Which contract should be signed – and With Which Entity
Signing the right contract with the wrong entity provides no real protection. Verification ensures legal responsibility matches operational reality.
Where Toy Supplier Verification Fails in Real Projects
Good sample / bad production
Verification focused on prototypes, not process repeatability.
Invisible factory switch
Production moved without buyer knowledge to protect margins.
Compliance assumed
Standards framed too late, forcing redesign or failure.

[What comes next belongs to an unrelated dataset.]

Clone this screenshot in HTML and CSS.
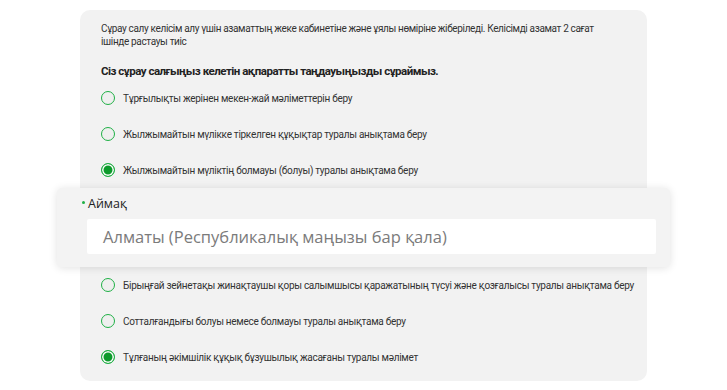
FILE: index.html
```html
<!DOCTYPE html>
<html>
<head>
    <title>Сұрау салу</title>
    <link rel="stylesheet" href="styles.css">
</head>
<body>
    <div class="card">
        <p class="note">Сұрау салу келісім алу үшін азаматтың жеке кабинетіне және ұялы нөміріне жіберіледі. Келісімді азамат 2 сағат<br>ішінде растауы тиіс</p>
        <h3 class="title">Сіз сұрау салғыңыз келетін ақпаратты таңдауыңызды сұраймыз.</h3>

        <!-- Options list -->
        <label class="option"><span class="radio"></span>Тұрғылықты жерінен мекен-жай мәліметтерін беру</label>
        <label class="option"><span class="radio"></span>Жылжымайтын мүлікке тіркелген құқықтар туралы анықтама беру</label>
        <label class="option"><span class="radio checked"></span>Жылжымайтын мүліктің болмауы (болуы) туралы анықтама беру</label>

        <!-- Region field, pops out of the card -->
        <div class="field">
            <div class="field-label"><span class="req"></span>Аймақ</div>
            <div class="field-input">Алматы (Республикалық маңызы бар қала)</div>
        </div>

        <label class="option"><span class="radio"></span>Бірыңғай зейнетақы жинақтаушы қоры салымшысы қаражатының түсуі және қозғалысы туралы анықтама беру</label>
        <label class="option"><span class="radio"></span>Сотталғандығы болуы немесе болмауы туралы анықтама беру</label>
        <label class="option"><span class="radio checked"></span>Тұлғаның әкімшілік құқық бұзушылық жасағаны туралы мәлімет</label>
    </div>
</body>
</html>
```

FILE: styles.css
```css
html, body {
    margin: 0;
    padding: 0;
}

body {
    background: #fff;
    font-family: 'Roboto', sans-serif;
    color: #2b2b2b;
    padding-top: 10px;
}

.card {
    margin-left: 80px;
    width: 567px;
    box-sizing: border-box;
    background: #f2f2f2;
    border-radius: 10px;
    padding: 12px 21px 6px 21px;
}

.note {
    margin: 0;
    font-size: 10px;
    line-height: 13px;
    letter-spacing: -0.35px;
    color: #333;
    white-space: nowrap;
}

.title {
    margin: 14px 0 0 0;
    font-size: 11.5px;
    line-height: 18px;
    letter-spacing: -0.5px;
    font-weight: bold;
    color: #222;
}

.option {
    display: flex;
    align-items: center;
    height: 36px;
    font-size: 10px;
    letter-spacing: -0.28px;
    color: #333;
    white-space: nowrap;
}

.radio {
    width: 14px;
    height: 14px;
    box-sizing: border-box;
    border: 1.5px solid #1fb045;
    border-radius: 50%;
    margin-right: 8px;
    flex-shrink: 0;
    background: #efefef;
}

.radio.checked {
    background: #0c9a2b;
    box-shadow: inset 0 0 0 1.5px #fff;
}

.field {
    margin: 0 -44px;
    height: 79px;
    box-sizing: border-box;
    background: #f3f3f3;
    border-radius: 5px;
    box-shadow: 0 1px 8px rgba(0, 0, 0, 0.12);
    padding: 8px 14px 0 30px;
    font-family: 'Open Sans', sans-serif;
}

.field-label {
    position: relative;
    font-size: 12.5px;
    line-height: 16px;
    color: #222;
    margin-left: 1px;
}

.req {
    position: absolute;
    left: -6px;
    top: 5px;
    width: 3px;
    height: 3px;
    border-radius: 50%;
    background: #1fb045;
}

.field-input {
    margin-top: 7px;
    height: 35px;
    background: #fff;
    border-radius: 2px;
    padding-left: 16px;
    font-size: 16.5px;
    line-height: 35px;
    color: #7b7b7b;
}
```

Typical Toy Supplier Verification Workflow
From quotation to repeat order
1. Before quotation
Verify legal entity, UGCC, business scope, and category relevance.
2. Before samples
Confirm production method, scalability, and compliance framing.
3. Before tooling
Lock materials, tooling ownership, tolerances, and responsibilities.
4. Before mass production
Define golden sample, AQL standards, labeling, and documentation.
5. Before repeat orders
Confirm factory stability, no unauthorized changes, compliance continuity.
So What Should You Do as a Buyer?
Supplier verification is not about distrust. It is about decision quality. Buyers who verify early, demand clarity, and walk away when verification fails avoid most downstream sourcing problems.
Bottom line: In toy sourcing, verification is not paperwork — it is risk control.